Hi, this recipe looks perfect! I am going to try it tomorrow. But may I mention that you might have forgotten a detail. Used marinade needs to be boiled for at least 2 minutes. Otherwise, you’re in danger of getting food poisoning, I’m pretty sure you just accidentally omitted that detail. I really look forward to marinating tonight and eating this roast tomorrow. Thanks!
Hi, Heather! The recipe calls for reserving half of the ‘marinade’ at the beginning so you can use it at the end as a dipping sauce. I think the wording was confusing, so I’ve updated the recipe to make it more clear. Thanks for bringing this to my attention!
I made this for my Gamin Group yesterday and it was so delicious! Thanks for a great recipe.
I’ll be making pork fried rice tonight to accompany pepper steak and needed oriental style bbq pork. Following the recipe at 1/3 rd prportion, resulted in a very succulent, tender product. I hope that there is enough left over for the rice. (Grin) And the marinate/sauce is a killer. By the way I live at 7400′ elevation so had to add a bit of cooking time. Thanks, John M
Is there anything I could use instead of the Oyster Sauce? Not sure I should be eating anything with it. Thanks for any info you can share.
Hi, Debbie!
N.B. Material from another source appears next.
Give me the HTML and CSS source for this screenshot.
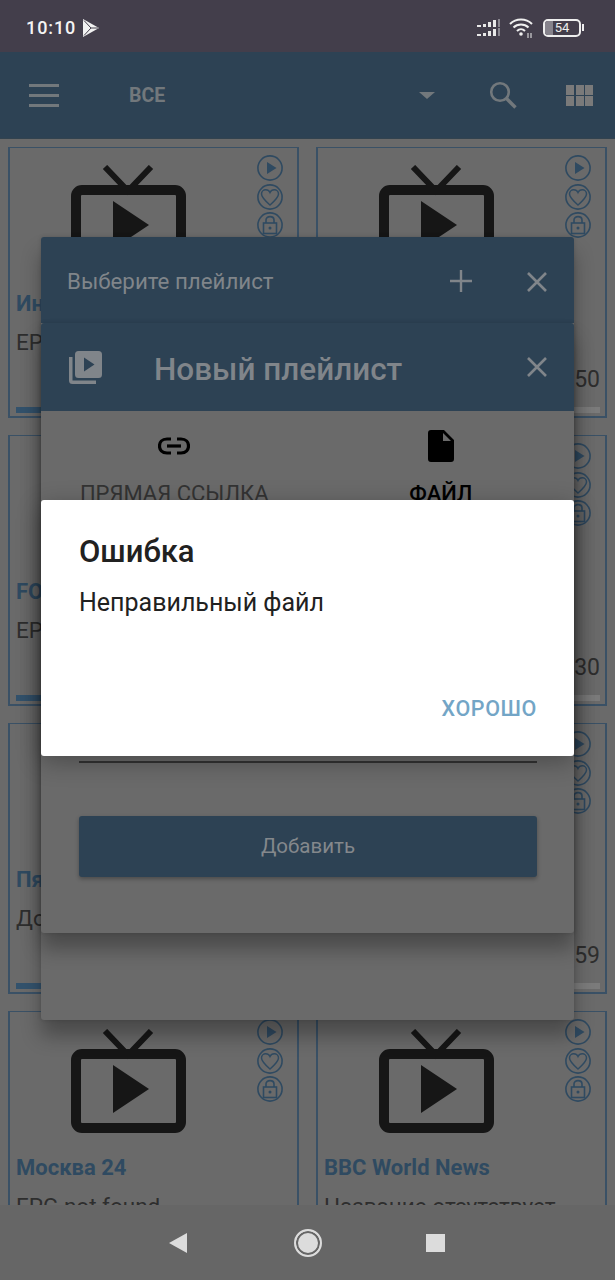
FILE: index.html
```html
<!DOCTYPE html>
<html lang="ru">
<head>
  <meta charset="UTF-8" />
  <title>Плейлист</title>
  <link rel="stylesheet" href="styles.css">
</head>
<body>
<svg class="defs" width="0" height="0">
  <symbol id="tv" viewBox="0 0 115 104">
    <path d="M34 2 L57 26 L80 2" fill="none" stroke="currentColor" stroke-width="6"/>
    <rect x="5" y="25" width="105" height="74" rx="6" fill="none" stroke="currentColor" stroke-width="10"/>
    <path d="M42 36 V84 L78 60 Z" fill="currentColor"/>
  </symbol>
  <symbol id="s-play" viewBox="0 0 26 26">
    <circle cx="13" cy="13" r="12.1" fill="none" stroke="currentColor" stroke-width="1.6"/>
    <path d="M10 7 V19 L19.5 13 Z" fill="currentColor"/>
  </symbol>
  <symbol id="s-heart" viewBox="0 0 26 26">
    <circle cx="13" cy="13" r="12.1" fill="none" stroke="currentColor" stroke-width="1.6"/>
    <path d="M13 21 C8 16.5 4.5 13.5 4.5 10 C4.5 7.5 6.5 5.8 8.7 5.8 C10.5 5.8 12.2 6.8 13 8.5 C13.8 6.8 15.5 5.8 17.3 5.8 C19.5 5.8 21.5 7.5 21.5 10 C21.5 13.5 18 16.5 13 21 Z" fill="none" stroke="currentColor" stroke-width="1.5"/>
  </symbol>
  <symbol id="s-lock" viewBox="0 0 26 26">
    <circle cx="13" cy="13" r="12.1" fill="none" stroke="currentColor" stroke-width="1.6"/>
    <rect x="6.5" y="11" width="13" height="10.5" fill="none" stroke="currentColor" stroke-width="1.6"/>
    <path d="M9 11 V8 C9 3.5 17 3.5 17 8 V11" fill="none" stroke="currentColor" stroke-width="1.6"/>
    <circle cx="13" cy="16" r="1.5" fill="currentColor"/>
  </symbol>
  <symbol id="close" viewBox="0 0 22 22">
    <path d="M2 2 L20 20 M20 2 L2 20" fill="none" stroke="currentColor" stroke-width="2.6"/>
  </symbol>
</svg>

<div class="screen">
  <div class="status">
    <div class="status-left">
      <span class="clock">10:10</span>
      <svg width="16" height="18" viewBox="0 0 16 18"><path d="M0 0 L16 9 L0 18 Z" fill="#f2f2f2"/><path d="M1 1.5 L8 9 L1 16.5 M8 9 H15" fill="none" stroke="#433e4b" stroke-width="1"/></svg>
    </div>
    <div class="status-right">
      <svg width="24" height="18" viewBox="0 0 24 18" fill="#e8e8e8">
        <rect x="0" y="6" width="4" height="2"/><rect x="6" y="5" width="3" height="3"/><rect x="11" y="3" width="3" height="5"/><rect x="16" y="1" width="3" height="7"/><rect x="21" y="0" width="2" height="8" fill="#8a8790"/>
        <rect x="0" y="15" width="4" height="2"/><rect x="6" y="14" width="3" height="3"/><rect x="11" y="12" width="3" height="5"/><rect x="16" y="10" width="3" height="7"/><rect x="21" y="9" width="2" height="8" fill="#8a8790"/>
      </svg>
      <svg width="25" height="20" viewBox="0 0 25 20" fill="none" stroke="#f0f0f0" stroke-width="2">
        <path d="M1 6 C7 0 17 0 23 6"/><path d="M4.5 9.5 C8.5 5.5 15.5 5.5 19.5 9.5"/><path d="M8 13 C10.5 10.5 13.5 10.5 16 13"/>
        <circle cx="12" cy="16" r="1.8" fill="#f0f0f0" stroke="none"/>
        <path d="M19 15 V20 M22 15 V20" stroke-width="1"/>
      </svg>
      <div class="battery"><span class="battery-fill"></span><span class="battery-num">54</span></div>
      <span class="battery-tip"></span>
    </div>
  </div>

  <div class="appbar">
    <div class="burger"><span></span><span></span><span></span></div>
    <span class="appbar-title">ВСЕ</span>
    <span class="caret"></span>
    <svg class="search" width="28" height="28" viewBox="0 0 28 28" fill="none" stroke="#72787c">
      <circle cx="11" cy="11" r="8.8" stroke-width="2.6"/>
      <path d="M17.5 17.5 L26.5 26.5" stroke-width="3.4"/>
    </svg>
    <div class="gridicon"><span></span><span></span><span></span><span></span><span></span><span></span></div>
  </div>

  <div class="channels">
    <div class="card">
      <div class="card-top">
        <svg class="tv"><use href="#tv"/></svg>
        <div class="card-actions"><svg><use href="#s-play"/></svg><svg><use href="#s-heart"/></svg><svg><use href="#s-lock"/></svg></div>
      </div>
      <div class="card-name">Интер</div>
      <div class="card-epg">EPG not found</div>
      <div class="card-time">&nbsp;</div>
      <div class="bar"><span class="bar-fill"></span></div>
    </div>
    <div class="card">
      <div class="card-top">
        <svg class="tv"><use href="#tv"/></svg>
        <div class="card-actions"><svg><use href="#s-play"/></svg><svg><use href="#s-heart"/></svg><svg><use href="#s-lock"/></svg></div>
      </div>
      <div class="card-name">Первый</div>
      <div class="card-epg">EPG not found</div>
      <div class="card-time">12:50</div>
      <div class="bar"><span class="bar-fill"></span></div>
    </div>
    <div class="card">
      <div class="card-top">
        <svg class="tv"><use href="#tv"/></svg>
        <div class="card-actions"><svg><use href="#s-play"/></svg><svg><use href="#s-heart"/></svg><svg><use href="#s-lock"/></svg></div>
      </div>
      <div class="card-name">FOX</div>
      <div class="card-epg">EPG not found</div>
      <div class="card-time">12:30</div>
      <div class="bar"><span class="bar-fill"></span></div>
    </div>
    <div class="card">
      <div class="card-top">
        <svg class="tv"><use href="#tv"/></svg>
        <div class="card-actions"><svg><use href="#s-play"/></svg><svg><use href="#s-heart"/></svg><svg><use href="#s-lock"/></svg></div>
      </div>
      <div class="card-name">Россия</div>
      <div class="card-epg">EPG not found</div>
      <div class="card-time">12:30</div>
      <div class="bar"><span class="bar-fill"></span></div>
    </div>
    <div class="card">
      <div class="card-top">
        <svg class="tv"><use href="#tv"/></svg>
        <div class="card-actions"><svg><use href="#s-play"/></svg><svg><use href="#s-heart"/></svg><svg><use href="#s-lock"/></svg></div>
      </div>
      <div class="card-name">Пятница</div>
      <div class="card-epg">Дом</div>
      <div class="card-time">12:59</div>
      <div class="bar"><span class="bar-fill"></span></div>
    </div>
    <div class="card">
      <div class="card-top">
        <svg class="tv"><use href="#tv"/></svg>
        <div class="card-actions"><svg><use href="#s-play"/></svg><svg><use href="#s-heart"/></svg><svg><use href="#s-lock"/></svg></div>
      </div>
      <div class="card-name">ТНТ</div>
      <div class="card-epg">Дом</div>
      <div class="card-time">12:59</div>
      <div class="bar"><span class="bar-fill"></span></div>
    </div>
    <div class="card">
      <div class="card-top">
        <svg class="tv"><use href="#tv"/></svg>
        <div class="card-actions"><svg><use href="#s-play"/></svg><svg><use href="#s-heart"/></svg><svg><use href="#s-lock"/></svg></div>
      </div>
      <div class="card-name">Москва 24</div>
      <div class="card-epg">EPG not found</div>
    </div>
    <div class="card">
      <div class="card-top">
        <svg class="tv"><use href="#tv"/></svg>
        <div class="card-actions"><svg><use href="#s-play"/></svg><svg><use href="#s-heart"/></svg><svg><use href="#s-lock"/></svg></div>
      </div>
      <div class="card-name">BBC World News</div>
      <div class="card-epg">Название отсутствует</div>
    </div>
  </div>

  <div class="navbar">
    <span class="nav-back"></span>
    <span class="nav-home"></span>
    <span class="nav-stop"></span>
  </div>

  <!-- dialogs stacked over the list -->
  <div class="dialog dialog-pick">
    <div class="dlg-head">
      <span class="pick-title">Выберите плейлист</span>
      <svg class="plus" width="24" height="24" viewBox="0 0 24 24"><path d="M12 1 V23 M1 12 H23" fill="none" stroke="currentColor" stroke-width="2.4"/></svg>
      <svg class="close" width="22" height="22"><use href="#close"/></svg>
    </div>
  </div>

  <div class="dialog dialog-new">
    <div class="dlg-head">
      <svg class="new-icon" width="33" height="33" viewBox="0 0 33 33" fill="currentColor">
        <path d="M0 6 H3.5 V29.5 H27 V33 H3.5 Q0 33 0 29.5 Z"/>
        <path fill-rule="evenodd" d="M9.5 0 H29.5 Q33 0 33 3.5 V23.5 Q33 27 29.5 27 H9.5 Q6 27 6 23.5 V3.5 Q6 0 9.5 0 Z M15 6.5 V20.5 L25.5 13.5 Z"/>
      </svg>
      <span class="new-title">Новый плейлист</span>
      <svg class="close" width="22" height="22"><use href="#close"/></svg>
    </div>
    <div class="tabs">
      <div class="tab">
        <svg width="32" height="18" viewBox="0 0 32 18" fill="none" stroke="#000" stroke-width="3.2">
          <path d="M13 2 H9 C-1 2 -1 16 9 16 H13"/><path d="M19 2 H23 C33 2 33 16 23 16 H19"/><path d="M9 9 H23"/>
        </svg>
        <span>ПРЯМАЯ ССЫЛКА</span>
      </div>
      <div class="tab tab-on">
        <svg width="26" height="32" viewBox="0 0 26 32"><path fill-rule="evenodd" d="M3 0 H16 L26 10 V29 Q26 32 23 32 H3 Q0 32 0 29 V3 Q0 0 3 0 Z M15 3 V11 H23 Z" fill="#000"/></svg>
        <span>ФАЙЛ</span>
      </div>
    </div>
    <div class="form">
      <div class="field-line"></div>
      <div class="add-btn">Добавить</div>
    </div>
  </div>

  <div class="alert">
    <div class="alert-title">Ошибка</div>
    <div class="alert-msg">Неправильный файл</div>
    <div class="alert-ok">ХОРОШО</div>
  </div>
</div>
</body>
</html>
```

FILE: styles.css
```css
* {box-sizing: border-box}
html, body {margin: 0; padding: 0}
body {font-family: Roboto, "Noto Sans", sans-serif; background: #6a6a6a}
.defs {display: block; height: 0}
.screen {position: relative; width: 615px; height: 1280px; overflow: hidden; display: flex; flex-direction: column; background: #6a6a6a}

/* status bar */
.status {height: 52px; flex: none; background: #433e4b; display: flex; align-items: center; justify-content: space-between; padding: 3px 0 0 26px}
.status-left {display: flex; align-items: center; gap: 7px}
.clock {color: #f4f4f4; font-size: 18px; font-weight: 500; letter-spacing: .9px}
.status-right {display: flex; align-items: center; padding-right: 31px}
.status-right svg:first-child {margin-right: 8px}
.battery {position: relative; width: 38px; height: 18px; margin-left: 9px; border: 2px solid #eee; border-radius: 5px; overflow: hidden}
.battery-fill {display: block; width: 8px; height: 100%; background: #86838c}
.battery-num {position: absolute; left: 0; right: 0; top: -2px; text-align: center; color: #eee; font-size: 13px; line-height: 18px}
.battery-tip {width: 2px; height: 7px; margin-left: 1px; background: #eee}

/* app bar */
.appbar {height: 87px; flex: none; background: #2d4254; display: flex; align-items: center; border-bottom: 1px solid #33434f}
.burger {width: 30px; margin-left: 29px; display: flex; flex-direction: column; gap: 7px}
.burger span {height: 3px; background: #72787c}
.appbar-title {margin-left: 70px; width: 290px; font-size: 19.5px; font-weight: 700; color: #72787c}
.caret {width: 0; height: 0; border-left: 8px solid transparent; border-right: 8px solid transparent; border-top: 7px solid #72787c}
.search {margin-left: 54px}
.gridicon {margin-left: 49px; width: 27px; height: 21px; display: grid; grid-template-columns: repeat(3, 8px); grid-auto-rows: 10px; gap: 1px 1.5px}
.gridicon span {background: #7a7a7a}

/* channel grid */
.channels {flex: 1; min-height: 0; overflow: hidden; padding: 8px 8px 0; display: grid; grid-template-columns: 291px 291px; grid-auto-rows: 271px; gap: 17px}
.card {border: 2px solid #3a5166; border-top-width: 1px; padding: 0 5px 0 6px}
.card-top {position: relative; height: 135px}
.tv {position: absolute; left: 55px; top: 17px; width: 115px; height: 104px; color: #161616}
.card-actions {position: absolute; right: 9px; top: 7px; display: flex; flex-direction: column; gap: 2.5px; color: #2f4a61}
.card-actions svg {display: block; width: 26px; height: 26px}
.card-name {margin-top: 8px; font-size: 22px; line-height: 26px; font-weight: 700; color: #2f4a61; white-space: nowrap}
.card-epg {margin-top: 12px; font-size: 22.5px; line-height: 26px; color: #2e2e2e; white-space: nowrap}
.card-time {margin-top: 12px; font-size: 23px; line-height: 26px; color: #2e2e2e; text-align: right}
.bar {margin-top: 14px; height: 6px; background: #7b7b7b}
.bar-fill {display: block; width: 30%; height: 100%; background: #33526c}

/* bottom nav */
.navbar {height: 75px; flex: none; background: #666; display: flex; align-items: center; gap: 107px; padding-left: 169px}
.nav-back {width: 0; height: 0; border-top: 10px solid transparent; border-bottom: 10px solid transparent; border-right: 18px solid #dcdcdc}
.nav-home {width: 28px; height: 28px; border-radius: 50%; background: #dcdcdc; border: 2px solid #dcdcdc; box-shadow: inset 0 0 0 2px #666}
.nav-stop {width: 19px; height: 18px; margin-left: -3px; background: #dcdcdc}

/* dialogs */
.dialog {position: absolute; left: 41px; width: 533px; background: #6a6a6a; border-radius: 3px; box-shadow: 0 16px 20px rgba(0,0,0,.3), 0 0 4px rgba(0,0,0,.15)}
.dialog-pick {top: 237px; height: 783px}
.dialog-new {top: 323px; height: 610px}
.dlg-head {position: relative; height: 88px; background: #2d4254; display: flex; align-items: center; color: #80858a; border-radius: 3px 3px 0 0}
.dialog-pick .dlg-head {height: 86px}
.pick-title {margin-left: 26px; padding-top: 2px; font-size: 22.3px}
.plus {position: absolute; left: 408px; top: 32px}
.close {position: absolute; left: 485px; top: 34px}
.new-icon {margin-left: 28px}
.new-title {margin-left: 52px; padding-top: 4px; font-size: 31.5px; font-weight: 500}
.dialog-new .close {top: 33px}

.tabs {display: flex; height: 100px; color: #333}
.tab {flex: 1; display: flex; flex-direction: column; align-items: center; padding-top: 19px; font-size: 22px}
.tab svg {height: 32px; margin-bottom: 19px}
.tab span {line-height: 26px}
.tab-on {color: #000; font-weight: 500}
.form {padding: 0 37px 0 38px}
.field-line {margin-top: 250px; height: 2px; background: #333}
.add-btn {margin-top: 53px; height: 61px; background: #2d4254; border-radius: 3px; color: #84888c; font-size: 20.5px; line-height: 61px; text-align: center; box-shadow: 0 2px 4px rgba(0,0,0,.3)}

.alert {position: absolute; left: 41px; top: 500px; width: 533px; height: 256px; background: #fff; border-radius: 3px; padding: 35px 37px 0 38px; color: #212121; box-shadow: 0 6px 24px rgba(0,0,0,.3)}
.alert-title {font-size: 31px; line-height: 34px; font-weight: 500}
.alert-msg {margin-top: 19px; font-size: 25px; line-height: 30px}
.alert-ok {margin-top: 78px; text-align: right; font-size: 21.5px; line-height: 26px; font-weight: 500; color: #73a5c6; letter-spacing: .6px}
```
I’d try substituting a mixture of soy sauce and Worcestershire sauce for the Oyster sauce. It won’t be exactly the same, but it will be close! Good luck 🙂
I’m part of your SITS blogging group coming by to say hi!
This recipe looks really yummy! Pork tenderloin can be hard to cook perfectly, but this looks moist and wonderful!
Hi, Laura! Thanks so much for dropping by to say “Hi!”. I love pork tenderloin – such a versatile ingredient!